The German language uses the term Fürst for a prince with sovereign or quasi-sovereign rights or for the head of a princely family, but it may use Prinz for a junior member of a sovereign or princely house. Examples are Kronprinz, crown prince; Kurprinz, electoral prince, heir to an electorate; Erbprinz, hereditary prince, heir to a principality; Prinz von Preussen, heir presumptive to Prussia; and Prinz von Battenberg, for descendants of the grand ducal house of Hesse through a morganatic marriage.
Spain and Portugal
In Spain counts of Barcelona had been regarded as princes of Catalonia in the sense that they were the greatest feudatories of that country; and, when Count Ramón Berenguer IV became king-consort of Aragon in 1137, he styled himself Príncipe de Aragon instead of king. The sons of Spanish kings, meanwhile, had the style of infante; but the title of Príncipe de Asturias was created, in 1388, for the eldest son of John I of Castile, the future Henry III of Castile. On the union of the Castilian and Aragonese crowns, this title became that of the heir apparent to the whole Spanish monarchy; it long remained the only Spanish princely title. In 1795, however, the title Príncipe de la Paz was created for Manuel de Godoy, with higher rank than his duchy of La Alcudia; but it was abolished in 1808. Baldomero Espartero received the title Príncipe de Vergara in 1872 for his lifetime only. Outside Spain, on the other hand, the Spanish kings bestowed princely titles with extreme liberality.
In Portugal the heir apparent to the throne had the title of Prince Royal from the reign of King Edward (1433–38).
Italy
In southern Italy the Lombard dukes of Benevento became practically sovereign princes after the Frankish annexation of the northern kingdom of Lombardy (774); successive partitions of their territory, from 847, created three principalities—Benevento, Salerno, and Capua. In the 11th century the latter two fell to the Normans, while Benevento became an exclave of the Papal States. Subsequently, princely titles became very numerous in southern Italy: the Spanish kings conceded at least 120 for Sicily and about as many for Naples. For Italy as a whole the aggregate was increased by Roman principalities created by the papacy and by principalities of the Holy Roman Empire in the north.
Great Britain
In Great Britain the word prince could always be used in a generally descriptive way for a monarch, duke, or other major peer with intrinsic judicial powers; but as a title of rank it was not used until 1301, when Edward I invested his son, the future Edward II, as Prince of Wales. (From Edward III’s time the king’s eldest son and heir was usually so invested.) Essentially, a prince originally was one who was sovereign in his or her territories, and the word is transgender—Mary, Queen of Scots, in her correspondence described herself as “a freeborn prince.”

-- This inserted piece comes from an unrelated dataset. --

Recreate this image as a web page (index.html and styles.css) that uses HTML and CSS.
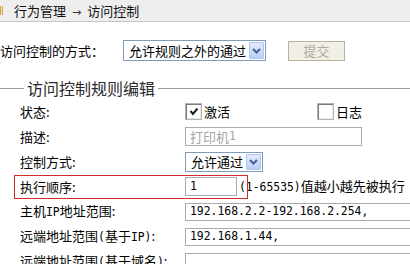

Not until the accession of the German George I (1714), however, did it become settled practice for all the sovereign’s descendants in the male line (that is, his children and the children of his sons) to be styled prince or princess and royal highness; great-grandchildren in the male line were prince or princess and highness. Before that, in both England and Scotland, the children of the monarchs were styled as Lord Forename or Lady Forename. In 1917 George V limited the title of prince or princess to the sovereign’s children and the children of the sovereign’s sons; the only extension was for the eldest living son of the eldest son of the Prince of Wales. The granting or withholding of a princely style and title remained, however, a matter of the sovereign’s will: Queen Elizabeth II’s consort, Philip, Duke of Edinburgh, was expressly created a prince of Great Britain and Northern Ireland in 1957.
Russia and Poland
In Russia and in Poland the title prince was accorded to descendants of sovereign or formerly sovereign dynasties, whether Russian, Tatar, Lithuanian, or Polish. (For grand princes, see grand duke.) Apart from this use, the title was granted as a high rank of nobility by the Russians from Peter the Great’s time (1682–1725).
In Poland 10 princely houses claimed descent from ancient dynasties; four more were created by the Holy Roman Empire and one was created by the Holy See, in addition to one created in 1808 by the Russians, but only two were created for ordinary nobles by the Polish crown (Poniatowski in 1764, Poninski in 1773).